On Wednesday, the Hawaii Senate passed a bill forcing pro-life pregnancy resource centers (PRCs) to refer women to state-provided medical assistance programs which include abortion. This law is particularly troubling because one PRC in Hawaii is actually housed inside a church, so the law would mandate that a church post a notice referring women to a service which includes abortion.
“The Hawaii State Senate has tragically joined with California and Illinois to force pro-life pregnancy resource centers to become abortion referral agencies,” Tom Glessner, president and CEO of the National Institute of Family and Life Advocates (NIFLA), said in a statement. But the repercussions of this law go beyond free speech and squarely into violations of religious freedom, not just in general but against a church specifically.
“The Hawaii effort to suppress free speech is especially concerning because one of the state’s pro-life centers is housed in a church — which means the church itself would be forced to refer for abortions,” Glessner explained. “This is an egregious violation of religious freedom.”
The Democrat-controlled Hawaii Senate passed the bill by a remarkable margin of 22-3 on Wednesday. It was then sent to the House of Representatives, where it is expected to pass.

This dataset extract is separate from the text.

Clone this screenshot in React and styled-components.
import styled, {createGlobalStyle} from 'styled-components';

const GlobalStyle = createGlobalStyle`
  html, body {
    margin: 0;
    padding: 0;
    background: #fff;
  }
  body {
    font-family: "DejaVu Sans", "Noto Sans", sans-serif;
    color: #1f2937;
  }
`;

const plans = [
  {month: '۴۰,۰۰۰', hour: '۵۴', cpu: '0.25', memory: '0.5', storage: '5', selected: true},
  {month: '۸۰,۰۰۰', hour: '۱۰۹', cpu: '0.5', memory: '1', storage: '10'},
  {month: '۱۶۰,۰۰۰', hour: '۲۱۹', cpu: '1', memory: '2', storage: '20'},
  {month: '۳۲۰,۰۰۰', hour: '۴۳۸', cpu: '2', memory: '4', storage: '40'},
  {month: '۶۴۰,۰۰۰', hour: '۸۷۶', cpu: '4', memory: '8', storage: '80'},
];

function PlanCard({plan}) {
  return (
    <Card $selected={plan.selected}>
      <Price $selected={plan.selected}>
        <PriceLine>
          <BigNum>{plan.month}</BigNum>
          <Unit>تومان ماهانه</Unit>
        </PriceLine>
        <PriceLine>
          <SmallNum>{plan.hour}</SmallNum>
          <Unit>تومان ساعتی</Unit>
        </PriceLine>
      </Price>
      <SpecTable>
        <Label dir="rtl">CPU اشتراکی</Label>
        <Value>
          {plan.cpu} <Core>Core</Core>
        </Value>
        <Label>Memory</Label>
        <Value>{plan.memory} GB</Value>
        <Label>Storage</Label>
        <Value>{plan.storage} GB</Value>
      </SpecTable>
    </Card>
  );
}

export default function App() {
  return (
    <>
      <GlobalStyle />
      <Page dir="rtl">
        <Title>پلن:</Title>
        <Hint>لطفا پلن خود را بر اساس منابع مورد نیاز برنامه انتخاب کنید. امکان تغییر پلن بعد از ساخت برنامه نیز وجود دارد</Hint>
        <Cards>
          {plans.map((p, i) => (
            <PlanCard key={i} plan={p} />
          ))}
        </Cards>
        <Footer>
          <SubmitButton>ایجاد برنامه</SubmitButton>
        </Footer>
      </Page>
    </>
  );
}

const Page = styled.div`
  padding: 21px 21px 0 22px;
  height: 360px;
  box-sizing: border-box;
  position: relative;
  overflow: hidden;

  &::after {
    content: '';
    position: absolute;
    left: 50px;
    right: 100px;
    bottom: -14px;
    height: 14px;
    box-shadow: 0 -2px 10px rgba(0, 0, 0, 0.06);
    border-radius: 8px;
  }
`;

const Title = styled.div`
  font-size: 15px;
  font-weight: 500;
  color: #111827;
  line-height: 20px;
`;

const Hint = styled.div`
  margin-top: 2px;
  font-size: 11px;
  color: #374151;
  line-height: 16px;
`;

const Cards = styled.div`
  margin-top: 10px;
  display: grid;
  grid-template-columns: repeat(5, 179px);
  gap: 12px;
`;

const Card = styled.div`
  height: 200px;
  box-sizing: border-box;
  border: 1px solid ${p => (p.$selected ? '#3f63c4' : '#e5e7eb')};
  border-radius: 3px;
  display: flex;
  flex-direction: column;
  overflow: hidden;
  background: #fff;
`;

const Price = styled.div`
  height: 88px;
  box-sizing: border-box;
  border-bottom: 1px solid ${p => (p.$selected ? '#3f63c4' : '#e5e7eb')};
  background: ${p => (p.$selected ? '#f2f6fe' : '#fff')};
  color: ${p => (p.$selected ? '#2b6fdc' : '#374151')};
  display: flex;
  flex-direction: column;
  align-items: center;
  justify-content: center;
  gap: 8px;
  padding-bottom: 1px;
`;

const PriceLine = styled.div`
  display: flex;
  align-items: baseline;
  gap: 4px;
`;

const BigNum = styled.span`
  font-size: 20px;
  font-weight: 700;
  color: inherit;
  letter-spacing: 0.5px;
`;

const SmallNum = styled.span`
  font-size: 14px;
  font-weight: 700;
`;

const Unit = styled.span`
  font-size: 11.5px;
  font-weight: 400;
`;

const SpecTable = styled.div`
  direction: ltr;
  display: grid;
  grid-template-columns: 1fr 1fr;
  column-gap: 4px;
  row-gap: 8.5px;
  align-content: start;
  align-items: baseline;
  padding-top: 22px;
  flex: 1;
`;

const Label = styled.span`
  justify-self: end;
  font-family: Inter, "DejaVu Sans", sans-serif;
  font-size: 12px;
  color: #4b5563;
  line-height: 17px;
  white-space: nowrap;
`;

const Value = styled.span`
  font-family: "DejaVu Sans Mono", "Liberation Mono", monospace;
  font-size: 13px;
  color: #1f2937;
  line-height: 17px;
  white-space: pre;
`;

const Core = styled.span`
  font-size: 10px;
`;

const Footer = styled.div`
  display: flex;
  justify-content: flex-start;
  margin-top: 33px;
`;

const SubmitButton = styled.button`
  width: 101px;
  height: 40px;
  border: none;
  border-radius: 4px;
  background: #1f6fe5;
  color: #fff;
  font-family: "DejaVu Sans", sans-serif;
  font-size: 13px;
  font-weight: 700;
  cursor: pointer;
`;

The bill would threaten pregnancy centers with a $500 first-time penalty and a $1,000 penalty for future infractions, forcing PRCs to post a notice to women seeking care at their facilities. The mandated notice would read:
This clinic does not provide abortion services or abortion referrals. Only ultrasounds performed by qualified healthcare professionals and read by licensed clinicians should be considered medically accurate. Hawaii has public programs that provide immediate free or low-cost access to comprehensive family planning services including all FDA-approved methods of contraception, prenatal care, and abortion for eligible women. To apply for medical insurance coverage that will cover the full range of family planning and prenatal care services, apply on-line at mybenefits.hawaii.gov.
This bill would apply to all five PRCs in Hawaii, three of which submitted testimonies against the bill — which were not posted in time for the committee vote. This further compounded the message of censorship: not only would these PRCs be forced to advertise for abortion clinics, but their protests against the law were allegedly illegally silenced.
“In its rush to appease Big Abortion, the Hawaii legislature is running roughshod over the First Amendment rights guaranteed to its own citizens,” Jor-El Godsey, president of Heartbeat International, an affiliation network of PRCs which includes the Hawaii centers, told LifeNews. “If the state can force its own people to violate their own deeply held religious convictions by advertising for abortions, then free speech and free religious exercise are effectively dead.”
As Glessner noted, Hawaii is not the first state to pass such a law. A similar measure passed in California in October 2015, and NIFLA is challenging it, all the way to the Supreme Court.
Like the Hawaii bill, California’s Reproductive FACT (Freedom, Accountability, Comprehensive Care, and Transparency) Act mandates that any facility which provides ultrasounds or prenatal care to pregnant women, or that provides counseling about contraception, or offers pregnancy testing, is required to post the following notice (emphasis added):
California has public programs that provide immediate free or low-cost access to comprehensive family planning services (including all FDA-approved methods of contraception), prenatal care, and abortion for eligible women. To determine whether you qualify, contact the county social services office at [insert the telephone number].
Like Hawaii’s bill, the California law penalizes facilities which do not post such a notice within 30 days — a $500 fine for the first offense, and $1,000 for each subsequent offense.
Glessner, the NIFLA president, said the law violated both free speech and religious freedom. He argued that the U.S. Supreme Court has always held compelled speech to be a violation of the First Amendment. “The government cannot compel you or me or a church to present a message that it wants you to present and you disagree with,” he told PJ Media. “It just can’t do that. That is an absolute violation of your First Amendment rights.”
If these bills violate First Amendment rights, why do Democrats support them? Some outlets have branded PRCs as “fake clinics,” and argued that this bill would force them to “stop breaking privacy laws.”
PRCs provide many services, however, including confirmation of pregnancy through ultrasound services, along with testing for sexually transmitted infections (STIs). “Some of them are providing STI testing and treatment services, they all provide counseling, material resources, cribs, baby clothes, maternity clothes, accessories, referrals for adoption, referrals for legal help, referrals for housing,” Glessner explained.
The centers exist to provide needed care and counseling to women struggling with crisis pregnancies. If refusing to provide abortion makes them “fake clinics,” that’s a rather misleading characterization.
NIFLA is challenging the California bill in the Supreme Court, and Glessner told PJ Media he expects arguments to begin in the Fall of this year. If the Court strikes down California’s statute, it likely would also invalidate the Hawaii law, saving PRCs and this one church from mandated pro-abortion speech.
Glessner summed up the impact of such laws in a chilling declaration: “If you disagree with government policy, we’re going to make you agree, and if you don’t agree we’re going to fine you and close you down. That’s tyranny.” Let’s hope the Supreme Court sees it this way.